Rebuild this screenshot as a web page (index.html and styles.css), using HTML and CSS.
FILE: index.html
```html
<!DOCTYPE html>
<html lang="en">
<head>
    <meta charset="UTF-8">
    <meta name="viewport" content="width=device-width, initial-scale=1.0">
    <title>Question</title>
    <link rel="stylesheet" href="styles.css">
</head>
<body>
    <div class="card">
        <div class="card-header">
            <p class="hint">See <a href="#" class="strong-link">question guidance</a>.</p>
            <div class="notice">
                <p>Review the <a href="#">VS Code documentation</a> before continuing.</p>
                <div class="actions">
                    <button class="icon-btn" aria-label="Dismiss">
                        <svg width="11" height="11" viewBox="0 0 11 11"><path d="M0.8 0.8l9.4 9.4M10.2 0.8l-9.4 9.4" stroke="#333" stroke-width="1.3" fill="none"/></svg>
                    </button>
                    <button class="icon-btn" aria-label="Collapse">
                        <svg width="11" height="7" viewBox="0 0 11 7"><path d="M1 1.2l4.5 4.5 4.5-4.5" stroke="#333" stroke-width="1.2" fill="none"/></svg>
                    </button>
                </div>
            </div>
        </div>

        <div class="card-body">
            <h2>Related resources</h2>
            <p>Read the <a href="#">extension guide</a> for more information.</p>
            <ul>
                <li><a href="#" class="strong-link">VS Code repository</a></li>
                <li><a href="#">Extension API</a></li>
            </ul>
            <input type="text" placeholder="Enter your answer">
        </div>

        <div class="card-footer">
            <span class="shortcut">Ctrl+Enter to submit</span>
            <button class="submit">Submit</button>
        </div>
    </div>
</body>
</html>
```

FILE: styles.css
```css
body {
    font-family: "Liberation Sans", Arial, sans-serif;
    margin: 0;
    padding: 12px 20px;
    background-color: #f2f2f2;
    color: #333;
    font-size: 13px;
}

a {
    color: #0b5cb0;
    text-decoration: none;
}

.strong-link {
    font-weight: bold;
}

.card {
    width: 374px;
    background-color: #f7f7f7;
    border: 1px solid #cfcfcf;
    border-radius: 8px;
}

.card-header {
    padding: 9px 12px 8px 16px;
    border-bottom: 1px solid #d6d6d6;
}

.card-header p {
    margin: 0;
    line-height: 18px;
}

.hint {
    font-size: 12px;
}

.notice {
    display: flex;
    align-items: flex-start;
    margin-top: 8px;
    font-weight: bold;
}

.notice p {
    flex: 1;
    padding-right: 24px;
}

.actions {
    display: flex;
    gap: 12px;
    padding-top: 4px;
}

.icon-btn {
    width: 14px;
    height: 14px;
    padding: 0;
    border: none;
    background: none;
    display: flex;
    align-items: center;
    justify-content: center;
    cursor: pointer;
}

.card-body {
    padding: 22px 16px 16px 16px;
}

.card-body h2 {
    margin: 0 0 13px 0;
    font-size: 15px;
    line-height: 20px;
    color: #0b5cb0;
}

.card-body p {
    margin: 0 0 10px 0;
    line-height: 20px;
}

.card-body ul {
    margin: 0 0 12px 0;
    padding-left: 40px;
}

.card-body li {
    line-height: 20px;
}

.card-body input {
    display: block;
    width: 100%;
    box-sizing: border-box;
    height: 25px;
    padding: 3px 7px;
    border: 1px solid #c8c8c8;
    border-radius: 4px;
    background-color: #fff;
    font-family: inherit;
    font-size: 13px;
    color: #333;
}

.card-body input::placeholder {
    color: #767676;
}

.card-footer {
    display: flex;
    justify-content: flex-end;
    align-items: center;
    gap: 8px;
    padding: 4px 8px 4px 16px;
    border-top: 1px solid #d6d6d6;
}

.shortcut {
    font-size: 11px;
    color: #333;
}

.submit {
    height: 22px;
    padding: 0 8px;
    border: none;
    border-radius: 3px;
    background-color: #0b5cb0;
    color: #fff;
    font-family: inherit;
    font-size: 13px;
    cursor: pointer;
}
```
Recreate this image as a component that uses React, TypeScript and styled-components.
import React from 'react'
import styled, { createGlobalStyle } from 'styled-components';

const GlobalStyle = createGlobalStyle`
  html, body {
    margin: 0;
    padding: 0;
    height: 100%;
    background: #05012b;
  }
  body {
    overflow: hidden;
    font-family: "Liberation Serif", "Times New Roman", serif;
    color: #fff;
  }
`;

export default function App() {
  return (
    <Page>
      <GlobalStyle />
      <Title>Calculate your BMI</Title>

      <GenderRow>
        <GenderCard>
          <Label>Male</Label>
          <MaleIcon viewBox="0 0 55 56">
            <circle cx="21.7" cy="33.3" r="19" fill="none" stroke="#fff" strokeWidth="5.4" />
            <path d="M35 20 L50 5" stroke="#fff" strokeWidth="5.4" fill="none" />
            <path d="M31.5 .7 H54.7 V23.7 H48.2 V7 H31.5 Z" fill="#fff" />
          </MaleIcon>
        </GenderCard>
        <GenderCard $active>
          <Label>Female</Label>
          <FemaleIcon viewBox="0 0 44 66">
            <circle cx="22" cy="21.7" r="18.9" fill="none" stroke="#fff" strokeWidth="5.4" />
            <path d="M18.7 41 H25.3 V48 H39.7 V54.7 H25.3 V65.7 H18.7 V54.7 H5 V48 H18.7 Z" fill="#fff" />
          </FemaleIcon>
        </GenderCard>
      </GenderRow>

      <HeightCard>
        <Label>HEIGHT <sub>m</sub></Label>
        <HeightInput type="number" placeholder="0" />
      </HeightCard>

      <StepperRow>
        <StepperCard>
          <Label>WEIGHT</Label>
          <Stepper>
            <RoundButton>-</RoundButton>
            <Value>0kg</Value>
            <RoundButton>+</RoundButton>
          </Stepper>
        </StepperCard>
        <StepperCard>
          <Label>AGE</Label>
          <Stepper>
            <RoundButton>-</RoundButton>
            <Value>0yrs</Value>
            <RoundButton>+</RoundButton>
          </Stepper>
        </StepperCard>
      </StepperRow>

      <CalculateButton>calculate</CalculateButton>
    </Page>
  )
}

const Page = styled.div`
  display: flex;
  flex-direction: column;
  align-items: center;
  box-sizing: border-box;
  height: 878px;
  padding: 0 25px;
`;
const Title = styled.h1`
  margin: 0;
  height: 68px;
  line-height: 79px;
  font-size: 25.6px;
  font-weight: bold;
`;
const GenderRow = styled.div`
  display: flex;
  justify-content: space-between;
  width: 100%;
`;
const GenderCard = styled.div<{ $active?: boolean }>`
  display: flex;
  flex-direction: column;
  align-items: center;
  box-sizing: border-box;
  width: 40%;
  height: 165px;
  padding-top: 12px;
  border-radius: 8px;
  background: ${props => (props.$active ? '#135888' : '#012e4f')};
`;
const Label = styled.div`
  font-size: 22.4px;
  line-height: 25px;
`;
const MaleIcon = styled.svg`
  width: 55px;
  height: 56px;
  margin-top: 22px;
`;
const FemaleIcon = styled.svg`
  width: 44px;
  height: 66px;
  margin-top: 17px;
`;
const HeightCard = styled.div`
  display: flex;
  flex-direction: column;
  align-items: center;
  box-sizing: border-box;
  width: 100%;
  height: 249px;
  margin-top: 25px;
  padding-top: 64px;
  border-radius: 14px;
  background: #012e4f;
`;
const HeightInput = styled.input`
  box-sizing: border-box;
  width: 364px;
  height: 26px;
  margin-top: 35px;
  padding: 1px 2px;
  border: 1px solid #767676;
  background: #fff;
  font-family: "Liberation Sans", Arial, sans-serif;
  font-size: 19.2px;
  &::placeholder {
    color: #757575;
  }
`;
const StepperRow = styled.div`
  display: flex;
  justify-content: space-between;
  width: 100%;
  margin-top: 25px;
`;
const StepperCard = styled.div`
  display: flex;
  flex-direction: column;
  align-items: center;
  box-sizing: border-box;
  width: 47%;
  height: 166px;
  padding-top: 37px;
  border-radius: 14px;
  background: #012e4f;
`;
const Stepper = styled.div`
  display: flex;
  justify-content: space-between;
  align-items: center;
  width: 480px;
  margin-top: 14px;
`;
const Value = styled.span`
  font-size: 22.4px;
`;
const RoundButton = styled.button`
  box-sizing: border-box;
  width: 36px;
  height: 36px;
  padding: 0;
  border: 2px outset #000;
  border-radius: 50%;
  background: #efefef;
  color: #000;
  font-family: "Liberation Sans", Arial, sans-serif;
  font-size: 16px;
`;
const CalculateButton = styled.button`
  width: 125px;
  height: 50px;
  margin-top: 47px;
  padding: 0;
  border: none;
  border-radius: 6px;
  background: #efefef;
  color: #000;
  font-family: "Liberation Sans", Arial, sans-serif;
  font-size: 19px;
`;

What to do: Give the number of lines in the listing above that contain "React", and nothing else.

Full response: 2